Bombana – Proses perizinan kawasan industri oleh PT Sultra Industrial Park (PT SIP) di Desa Wumbubangka, Kecamatan Rarowatu Utara, Kabupaten Bombana, mulai menjadi sorotan publik.
Di balik nama besar investasi dan rencana pembangunan kawasan industri, terkuak adanya tumpang tindih lahan dengan Wilayah Izin Usaha Pertambangan (WIUP) aktif milik dua perusahaan, yaitu PT Panca Logam Makmur (PLM) dan PT Anugrah Alam Buana Indonesia (AABI).
Dinas Penanaman Modal dan Pelayanan Terpadu Satu Pintu (DPMPTSP) Bombana diketahui telah mengeluarkan surat rekomendasi bernomor 503.14/0004/DPMPTSP/04/2025 terkait kesesuaian tata ruang daerah untuk pembangunan kawasan industri oleh PT SIP. Rekomendasi itu mencakup lahan seluas 1.368 hektar.
Namun, sebagian besar lahan yang dimaksud berada di atas WIUP yang masih aktif.
Ketua Umum Lingkar Kajian Kehutanan (LINK) Sultra, Muh Andriansyah Husen, mempertanyakan legalitas dan logika di balik rekomendasi tersebut.
Menurutnya, proses perubahan peruntukan lahan tidak bisa dilakukan secara sembarangan.
“Menurut hemat kami, ini melanggar aturan. Karena perubahan rencana tata ruang dari WIUP menjadi wilayah industri biasanya dilakukan setelah IUP berakhir atau izin sebelumnya dicabut,” ungkap Andriansyah dalam keterangannya yang dikutip melalui HaloSultra.com, Selasa 27 Mei.

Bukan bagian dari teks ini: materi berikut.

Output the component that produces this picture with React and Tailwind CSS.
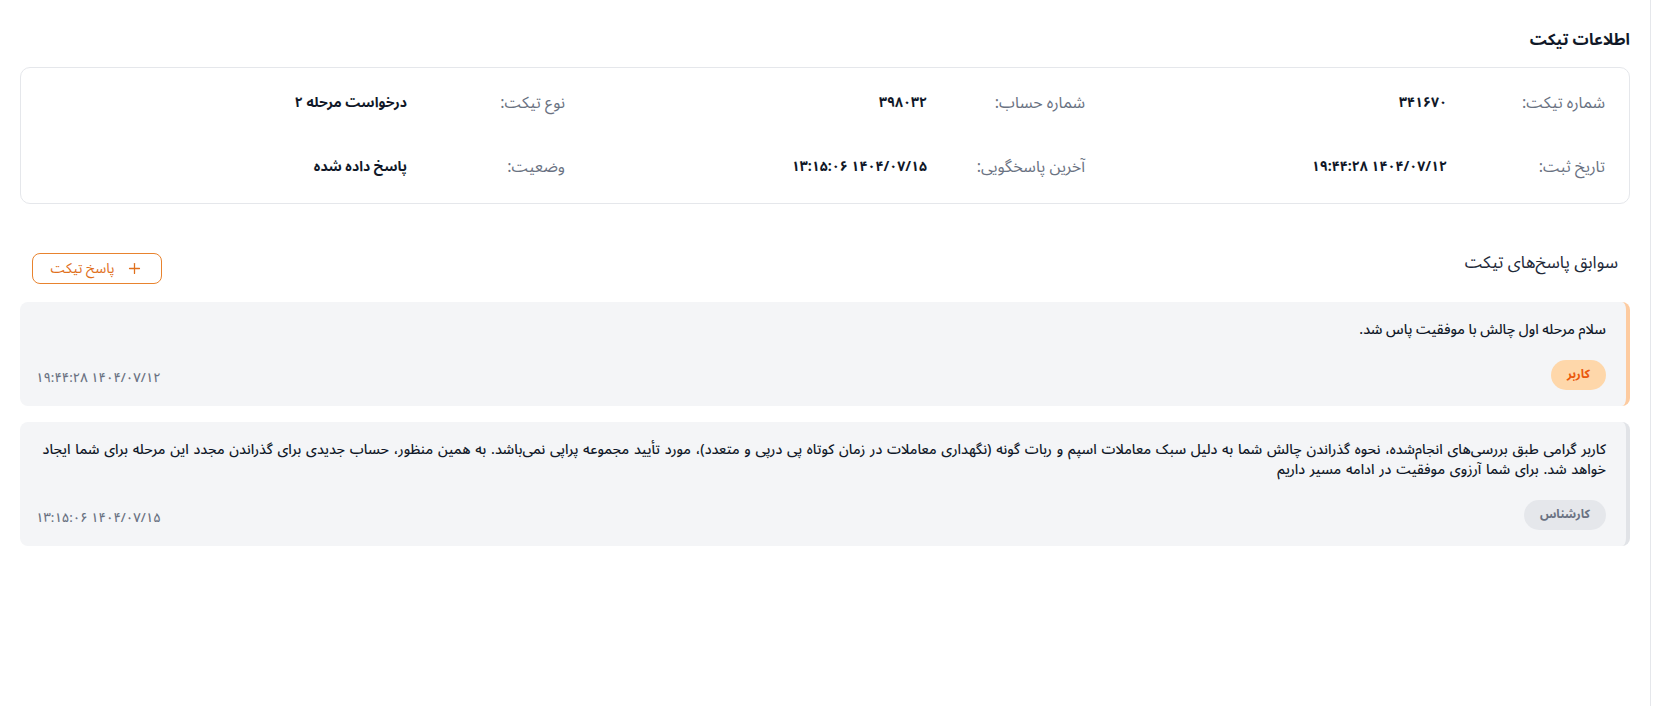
import { Plus } from "lucide-react";

const font = { fontFamily: '"Noto Sans Arabic", "Vazirmatn", "DejaVu Sans", sans-serif' };

const info = [
  { label: "شماره تیکت:", value: "۳۴۱۶۷۰" },
  { label: "شماره حساب:", value: "۳۹۸۰۳۲" },
  { label: "نوع تیکت:", value: "درخواست مرحله ۲" },
  { label: "تاریخ ثبت:", value: "۱۹:۴۴:۲۸ ۱۴۰۴/۰۷/۱۲", ltr: true },
  { label: "آخرین پاسخگویی:", value: "۱۳:۱۵:۰۶ ۱۴۰۴/۰۷/۱۵", ltr: true },
  { label: "وضعیت:", value: "پاسخ داده شده" },
];

function InfoItem({ label, value, ltr }) {
  return (
    <div className="flex items-center">
      <span className="w-[158px] shrink-0 text-[16px] leading-6 text-gray-500">{label}</span>
      <span dir={ltr ? "ltr" : undefined} className="text-[14px] leading-6 font-bold text-gray-900">
        {value}
      </span>
    </div>
  );
}

function Message({ children, badge, date, tone, textClass = "" }) {
  const isUser = tone === "user";
  return (
    <div
      className={
        "rounded-lg bg-[#f4f5f7] pt-[18px] pb-4 pr-5 pl-4 border-r-4 " +
        (isUser ? "border-[#fdcba0]" : "border-[#e1e3e7]")
      }
    >
      <div className={"text-[14px] leading-5 font-medium text-gray-900 " + textClass}>{children}</div>
      <div className="mt-5 flex items-center justify-between">
        <span
          className={
            "h-[30px] px-4 rounded-full flex items-center text-[12px] font-bold " +
            (isUser ? "bg-[#fed7aa] text-[#ea580c]" : "bg-[#e5e7eb] text-gray-500")
          }
        >
          {badge}
        </span>
        <span dir="ltr" className="mt-2 text-[13px] font-medium text-gray-500">{date}</span>
      </div>
    </div>
  );
}

export default function App() {
  return (
    <div className="flex min-h-[706px] bg-white" style={font}>
      <main dir="rtl" className="flex-1 px-5 pt-[28px]">
        <h1 className="text-[16px] leading-6 font-bold text-gray-900 mb-[15px]">اطلاعات تیکت</h1>

        <div className="rounded-[10px] border border-gray-200 px-6 pt-[23px] pb-6 grid grid-cols-3 gap-y-10">
          {info.map((item) => (
            <InfoItem key={item.label} {...item} />
          ))}
        </div>

        <div className="mt-[49px] mb-[18px] flex items-start justify-between px-3">
          <h2 className="text-[17px] leading-5 text-gray-800">سوابق پاسخ{"\u200c"}های تیکت</h2>
          <button className="w-[130px] h-[31px] rounded-lg border border-[#e8832e] text-[#e0701c] text-[14px] flex items-center justify-center gap-3">
            <Plus size={17} strokeWidth={1.8} />
            <span>پاسخ تیکت</span>
          </button>
        </div>

        <div className="flex flex-col gap-4">
          <Message tone="user" badge="کاربر" date="۱۹:۴۴:۲۸ ۱۴۰۴/۰۷/۱۲">
            سلام مرحله اول چالش با موفقیت پاس شد.
          </Message>
          <Message tone="staff" badge="کارشناس" date="۱۳:۱۵:۰۶ ۱۴۰۴/۰۷/۱۵" textClass="[word-spacing:1.15px]">
            کاربر گرامی طبق بررسی{"\u200c"}های انجام{"\u200c"}شده، نحوه گذراندن چالش شما به دلیل سبک معاملات اسپم و ربات گونه (نگهداری معاملات در زمان کوتاه پی درپی و متعدد)، مورد تأیید مجموعه پراپی نمی{"\u200c"}باشد. به همین منظور، حساب جدیدی برای گذراندن مجدد این مرحله برای شما ایجاد
            <br />
            خواهد شد. برای شما آرزوی موفقیت در ادامه مسیر داریم
          </Message>
        </div>
      </main>
      <aside className="w-[14px] shrink-0 border-l border-gray-200" />
    </div>
  );
}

Lebih jauh, Andriansyah mengungkapkan bahwa PT SIP ternyata juga berniat melakukan penambangan mineral Antimoni, sebagaimana disampaikan oleh Wakil Bupati Bombana, Ahmad Yani, dalam pemberitaan media.
“Menurut informasi yang kami tangkap dari pemberitaan, Wakil Bupati Bombana, Ahmad Yani, menyebut bahwa PT SIP akan melakukan penambangan Antimoni. Padahal yang dimintakan izin adalah kawasan industri,” jelasnya.
Antimoni merupakan unsur kimia berwarna perak dengan simbol Sb dan nomor atom 51. Mineral ini banyak digunakan dalam cat, keramik, logam campuran, dan semikonduktor.
Keberadaannya di wilayah itu membuat publik bertanya-tanya, apakah benar PT SIP akan membangun kawasan industri atau justru menjadikannya sebagai kedok aktivitas pertambangan.
“Nah inikan aneh, PT SIP ini mengusul untuk izin pembangunan kawasan industri tapi ujung-ujungnya akan menggali dan menambang,” kata Andriansyah.
Ia menilai, Pemkab Bombana seharusnya lebih berhati-hati dalam mengeluarkan rekomendasi, terlebih menyangkut lahan yang memiliki potensi konflik hukum maupun sosial.
“Harusnya Pemkab Bombana lebih teliti dalam memberikan rekomendasi, terutama terkait masalah lahan jangan sampai dikemudian hari dapat menimbulkan sengketa berkepanjangan,” tegasnya.
Tidak hanya soal izin dan legalitas lahan, Andriansyah juga mengingatkan potensi dampak lingkungan serta gejolak sosial yang bisa timbul dari keputusan yang terburu-buru itu.
Ia menuding Pemkab Bombana terlalu mudah memberikan rekomendasi atas nama percepatan investasi.
“Pemkab Bombana jangan asal mengeluarkan rekomendasi dengan berlindung pada percepatan investasi hanya untuk kepentingan elit di Bombana,” pungkasnya.
Hingga laporan ini diterbitkan, belum ada tanggapan resmi dari pihak Pemerintah Kabupaten Bombana terkait polemik tumpang tindih lahan dan indikasi adanya niat penambangan terselubung dalam izin kawasan industri yang diberikan kepada PT SIP.
Masyarakat menunggu kejelasan lebih lanjut dari pemerintah dan aparat terkait untuk memastikan apakah proyek ini memang untuk kepentingan industri berkelanjutan atau sekadar pintu masuk eksploitasi tambang berkedok investasi.